EXERCISE DETAILS
Go through the listing and return every line with "this" in it.

* begin *

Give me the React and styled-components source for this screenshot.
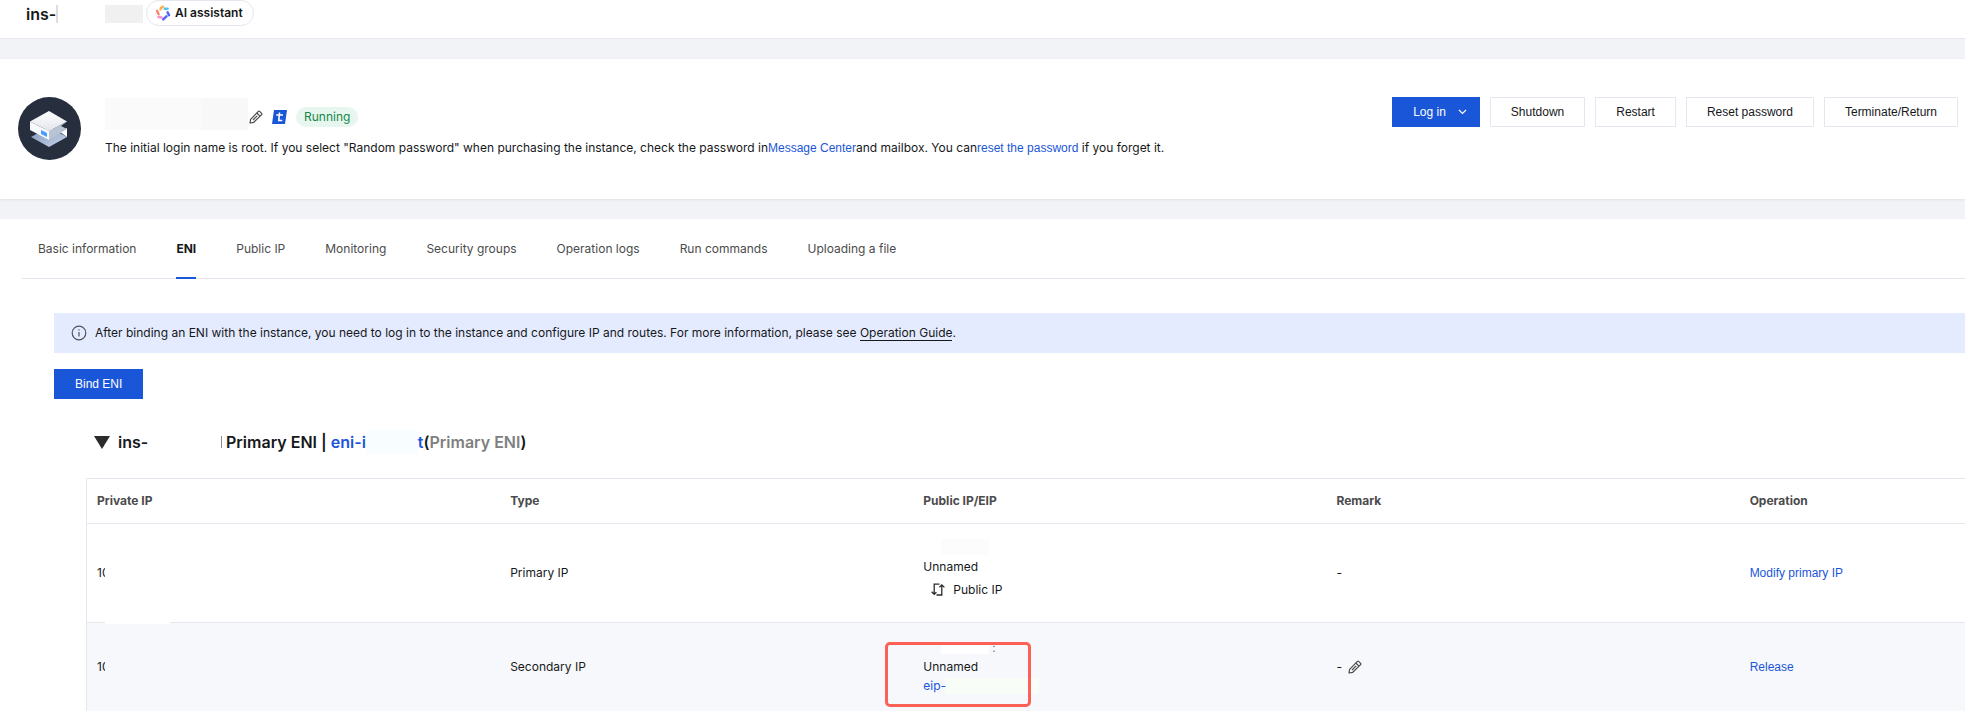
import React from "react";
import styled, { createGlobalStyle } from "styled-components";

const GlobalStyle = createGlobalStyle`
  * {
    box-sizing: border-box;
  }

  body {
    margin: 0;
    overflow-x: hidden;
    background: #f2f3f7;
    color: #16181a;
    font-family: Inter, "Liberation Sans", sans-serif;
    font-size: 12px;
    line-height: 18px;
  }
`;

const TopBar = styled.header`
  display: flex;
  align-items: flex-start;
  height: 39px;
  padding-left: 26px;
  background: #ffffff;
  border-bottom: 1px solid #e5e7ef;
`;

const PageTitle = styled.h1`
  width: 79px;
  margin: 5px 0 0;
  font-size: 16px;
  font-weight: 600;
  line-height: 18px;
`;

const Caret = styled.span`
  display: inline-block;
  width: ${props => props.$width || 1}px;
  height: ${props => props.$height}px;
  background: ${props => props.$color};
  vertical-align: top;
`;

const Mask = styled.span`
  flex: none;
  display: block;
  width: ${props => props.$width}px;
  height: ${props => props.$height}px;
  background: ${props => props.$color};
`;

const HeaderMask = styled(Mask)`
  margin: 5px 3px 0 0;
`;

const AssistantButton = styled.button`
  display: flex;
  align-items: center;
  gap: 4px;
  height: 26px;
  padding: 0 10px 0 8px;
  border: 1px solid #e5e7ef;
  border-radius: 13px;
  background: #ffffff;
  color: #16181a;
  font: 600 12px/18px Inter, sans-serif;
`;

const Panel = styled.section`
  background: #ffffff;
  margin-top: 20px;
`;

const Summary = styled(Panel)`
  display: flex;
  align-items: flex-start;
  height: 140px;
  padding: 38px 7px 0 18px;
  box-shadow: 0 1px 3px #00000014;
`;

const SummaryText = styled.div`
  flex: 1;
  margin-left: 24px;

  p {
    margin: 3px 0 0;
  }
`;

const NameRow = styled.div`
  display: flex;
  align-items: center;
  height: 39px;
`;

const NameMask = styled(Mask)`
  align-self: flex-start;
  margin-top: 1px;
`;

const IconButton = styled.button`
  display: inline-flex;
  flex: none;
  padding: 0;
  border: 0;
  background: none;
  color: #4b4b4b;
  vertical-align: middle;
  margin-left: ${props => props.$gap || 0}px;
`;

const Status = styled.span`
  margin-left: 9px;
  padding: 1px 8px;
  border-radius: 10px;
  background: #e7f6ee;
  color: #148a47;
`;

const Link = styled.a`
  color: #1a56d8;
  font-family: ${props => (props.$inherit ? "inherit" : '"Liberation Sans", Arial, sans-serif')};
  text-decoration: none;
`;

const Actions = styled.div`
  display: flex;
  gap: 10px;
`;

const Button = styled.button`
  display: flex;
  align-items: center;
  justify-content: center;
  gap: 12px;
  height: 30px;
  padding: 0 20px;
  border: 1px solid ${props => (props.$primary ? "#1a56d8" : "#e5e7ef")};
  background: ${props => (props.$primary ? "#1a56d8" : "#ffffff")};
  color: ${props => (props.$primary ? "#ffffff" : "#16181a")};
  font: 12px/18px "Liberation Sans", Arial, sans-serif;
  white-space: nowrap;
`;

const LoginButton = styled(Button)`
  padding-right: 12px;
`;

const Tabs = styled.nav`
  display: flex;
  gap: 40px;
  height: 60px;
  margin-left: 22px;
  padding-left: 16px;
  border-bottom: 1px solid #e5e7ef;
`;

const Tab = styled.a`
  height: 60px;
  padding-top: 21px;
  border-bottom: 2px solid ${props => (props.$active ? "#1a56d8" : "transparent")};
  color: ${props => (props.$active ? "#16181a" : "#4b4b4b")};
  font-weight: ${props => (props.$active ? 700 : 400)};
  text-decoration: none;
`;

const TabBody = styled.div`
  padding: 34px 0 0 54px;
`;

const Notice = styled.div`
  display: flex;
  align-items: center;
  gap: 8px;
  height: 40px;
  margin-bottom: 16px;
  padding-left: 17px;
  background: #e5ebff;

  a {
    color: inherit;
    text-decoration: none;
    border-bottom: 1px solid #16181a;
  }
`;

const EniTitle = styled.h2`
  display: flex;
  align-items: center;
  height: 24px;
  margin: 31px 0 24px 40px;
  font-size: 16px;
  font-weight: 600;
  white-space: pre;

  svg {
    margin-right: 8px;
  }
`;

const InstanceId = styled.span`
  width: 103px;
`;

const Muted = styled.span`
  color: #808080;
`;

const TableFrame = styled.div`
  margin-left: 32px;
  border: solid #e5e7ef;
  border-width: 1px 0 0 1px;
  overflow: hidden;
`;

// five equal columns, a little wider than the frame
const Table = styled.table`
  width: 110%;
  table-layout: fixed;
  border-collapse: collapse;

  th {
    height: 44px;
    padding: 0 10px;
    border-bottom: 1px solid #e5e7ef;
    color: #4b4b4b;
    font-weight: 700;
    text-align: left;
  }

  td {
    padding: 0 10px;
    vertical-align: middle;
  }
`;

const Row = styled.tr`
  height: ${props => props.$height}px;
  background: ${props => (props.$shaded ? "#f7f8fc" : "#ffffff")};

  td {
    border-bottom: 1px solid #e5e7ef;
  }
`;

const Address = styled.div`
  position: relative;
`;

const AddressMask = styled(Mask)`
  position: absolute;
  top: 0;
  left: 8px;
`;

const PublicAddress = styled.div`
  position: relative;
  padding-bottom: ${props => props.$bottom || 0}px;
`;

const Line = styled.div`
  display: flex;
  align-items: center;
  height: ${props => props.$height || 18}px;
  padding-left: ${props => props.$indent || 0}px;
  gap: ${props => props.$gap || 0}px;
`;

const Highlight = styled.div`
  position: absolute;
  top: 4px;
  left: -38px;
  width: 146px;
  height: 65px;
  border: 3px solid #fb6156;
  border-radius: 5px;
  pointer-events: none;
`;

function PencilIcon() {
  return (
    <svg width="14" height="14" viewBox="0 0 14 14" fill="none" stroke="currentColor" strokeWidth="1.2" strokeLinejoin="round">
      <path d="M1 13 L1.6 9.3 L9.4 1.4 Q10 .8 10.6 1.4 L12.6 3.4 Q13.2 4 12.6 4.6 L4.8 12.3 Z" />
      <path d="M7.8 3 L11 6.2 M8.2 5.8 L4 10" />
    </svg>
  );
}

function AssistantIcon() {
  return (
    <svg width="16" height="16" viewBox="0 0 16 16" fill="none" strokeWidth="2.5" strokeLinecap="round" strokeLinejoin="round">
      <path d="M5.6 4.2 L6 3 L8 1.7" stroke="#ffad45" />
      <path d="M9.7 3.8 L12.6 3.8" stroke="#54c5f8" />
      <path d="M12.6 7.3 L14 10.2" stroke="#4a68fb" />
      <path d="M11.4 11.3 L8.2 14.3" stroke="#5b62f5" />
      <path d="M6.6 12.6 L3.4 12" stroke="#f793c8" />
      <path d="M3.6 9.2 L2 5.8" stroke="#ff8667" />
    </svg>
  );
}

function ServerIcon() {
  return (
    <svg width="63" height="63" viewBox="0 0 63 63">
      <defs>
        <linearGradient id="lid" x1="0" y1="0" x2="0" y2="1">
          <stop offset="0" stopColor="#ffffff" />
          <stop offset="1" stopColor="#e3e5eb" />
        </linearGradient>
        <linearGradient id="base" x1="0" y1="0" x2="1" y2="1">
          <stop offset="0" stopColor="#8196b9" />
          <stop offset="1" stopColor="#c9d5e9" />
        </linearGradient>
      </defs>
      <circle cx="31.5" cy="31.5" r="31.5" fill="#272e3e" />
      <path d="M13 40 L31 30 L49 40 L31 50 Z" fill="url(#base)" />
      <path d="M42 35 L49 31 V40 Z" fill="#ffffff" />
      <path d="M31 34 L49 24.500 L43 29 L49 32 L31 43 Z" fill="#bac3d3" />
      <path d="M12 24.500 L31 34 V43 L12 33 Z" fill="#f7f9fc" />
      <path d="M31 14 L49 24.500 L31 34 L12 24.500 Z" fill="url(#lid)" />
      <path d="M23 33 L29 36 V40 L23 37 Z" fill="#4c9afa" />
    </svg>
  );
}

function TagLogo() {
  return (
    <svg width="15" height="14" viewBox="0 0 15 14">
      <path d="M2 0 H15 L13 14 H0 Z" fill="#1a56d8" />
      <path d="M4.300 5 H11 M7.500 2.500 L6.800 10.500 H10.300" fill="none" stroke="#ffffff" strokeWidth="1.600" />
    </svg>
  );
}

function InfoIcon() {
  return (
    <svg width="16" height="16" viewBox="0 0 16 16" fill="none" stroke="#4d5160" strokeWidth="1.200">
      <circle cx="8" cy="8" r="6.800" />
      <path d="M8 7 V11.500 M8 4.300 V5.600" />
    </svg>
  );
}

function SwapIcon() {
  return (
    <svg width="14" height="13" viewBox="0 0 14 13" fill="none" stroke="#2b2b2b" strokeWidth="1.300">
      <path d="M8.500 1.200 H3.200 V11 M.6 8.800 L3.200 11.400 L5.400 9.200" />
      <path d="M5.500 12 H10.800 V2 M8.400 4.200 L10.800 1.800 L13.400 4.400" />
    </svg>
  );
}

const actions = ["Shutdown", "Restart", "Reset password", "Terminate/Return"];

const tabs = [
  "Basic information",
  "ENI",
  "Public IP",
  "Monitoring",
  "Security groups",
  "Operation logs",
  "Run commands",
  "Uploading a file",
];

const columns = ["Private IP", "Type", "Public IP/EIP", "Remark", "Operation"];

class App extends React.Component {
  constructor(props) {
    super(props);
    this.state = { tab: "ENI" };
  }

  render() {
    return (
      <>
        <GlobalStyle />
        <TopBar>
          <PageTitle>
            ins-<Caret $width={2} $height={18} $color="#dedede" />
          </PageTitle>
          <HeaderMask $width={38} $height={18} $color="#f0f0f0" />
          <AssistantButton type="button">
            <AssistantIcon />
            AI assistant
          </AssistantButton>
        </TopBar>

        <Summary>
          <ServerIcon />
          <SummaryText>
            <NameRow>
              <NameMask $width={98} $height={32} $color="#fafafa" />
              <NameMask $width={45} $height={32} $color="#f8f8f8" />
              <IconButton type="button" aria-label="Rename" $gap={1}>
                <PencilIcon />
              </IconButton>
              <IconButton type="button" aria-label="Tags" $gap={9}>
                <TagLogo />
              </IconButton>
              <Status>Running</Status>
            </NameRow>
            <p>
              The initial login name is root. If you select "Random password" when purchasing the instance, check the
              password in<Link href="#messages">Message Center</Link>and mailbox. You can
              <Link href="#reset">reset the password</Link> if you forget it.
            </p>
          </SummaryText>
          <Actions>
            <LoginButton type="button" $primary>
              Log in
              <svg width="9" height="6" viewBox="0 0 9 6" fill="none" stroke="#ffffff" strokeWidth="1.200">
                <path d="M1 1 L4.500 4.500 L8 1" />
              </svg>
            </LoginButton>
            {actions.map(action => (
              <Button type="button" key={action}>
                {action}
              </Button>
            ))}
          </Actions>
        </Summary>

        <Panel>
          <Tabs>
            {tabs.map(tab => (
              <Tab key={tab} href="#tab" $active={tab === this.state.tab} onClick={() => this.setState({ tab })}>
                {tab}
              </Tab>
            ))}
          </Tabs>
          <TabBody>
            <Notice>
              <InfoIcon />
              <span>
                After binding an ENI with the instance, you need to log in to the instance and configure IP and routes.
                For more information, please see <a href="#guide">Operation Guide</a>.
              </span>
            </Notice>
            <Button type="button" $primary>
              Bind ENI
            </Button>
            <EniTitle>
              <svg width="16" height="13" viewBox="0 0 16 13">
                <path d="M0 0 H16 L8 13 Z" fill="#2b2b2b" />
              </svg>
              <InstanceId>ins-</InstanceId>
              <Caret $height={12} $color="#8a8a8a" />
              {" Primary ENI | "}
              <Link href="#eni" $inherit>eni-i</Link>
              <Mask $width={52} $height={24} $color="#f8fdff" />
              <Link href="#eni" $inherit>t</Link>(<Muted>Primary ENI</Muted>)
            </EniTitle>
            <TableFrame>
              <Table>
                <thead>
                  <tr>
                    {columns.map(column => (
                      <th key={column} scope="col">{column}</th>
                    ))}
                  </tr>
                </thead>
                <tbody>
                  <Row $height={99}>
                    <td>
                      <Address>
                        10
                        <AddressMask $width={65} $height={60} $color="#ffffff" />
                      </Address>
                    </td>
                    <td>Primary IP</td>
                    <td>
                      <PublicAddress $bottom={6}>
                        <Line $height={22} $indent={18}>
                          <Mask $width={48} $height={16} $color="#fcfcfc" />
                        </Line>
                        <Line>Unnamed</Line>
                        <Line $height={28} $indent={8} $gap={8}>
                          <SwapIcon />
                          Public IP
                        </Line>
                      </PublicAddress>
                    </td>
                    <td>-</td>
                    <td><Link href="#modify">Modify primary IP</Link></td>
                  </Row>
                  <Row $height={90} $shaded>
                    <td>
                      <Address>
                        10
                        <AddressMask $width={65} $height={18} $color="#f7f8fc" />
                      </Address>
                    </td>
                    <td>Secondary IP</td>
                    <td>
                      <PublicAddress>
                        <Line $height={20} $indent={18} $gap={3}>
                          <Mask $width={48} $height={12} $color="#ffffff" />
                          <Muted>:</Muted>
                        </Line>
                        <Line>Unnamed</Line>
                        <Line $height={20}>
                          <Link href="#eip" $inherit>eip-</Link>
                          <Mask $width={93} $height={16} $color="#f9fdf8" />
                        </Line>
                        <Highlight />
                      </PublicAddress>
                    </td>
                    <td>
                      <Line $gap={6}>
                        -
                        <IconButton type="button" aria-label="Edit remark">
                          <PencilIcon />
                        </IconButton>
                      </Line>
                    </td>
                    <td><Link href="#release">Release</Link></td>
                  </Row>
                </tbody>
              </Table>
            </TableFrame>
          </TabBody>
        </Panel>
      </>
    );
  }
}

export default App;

* end *

THE OUTPUT
Give me the React and styled-components source for this screenshot.
    this.state = { tab: "ENI" };
              <Tab key={tab} href="#tab" $active={tab === this.state.tab} onClick={() => this.setState({ tab })}>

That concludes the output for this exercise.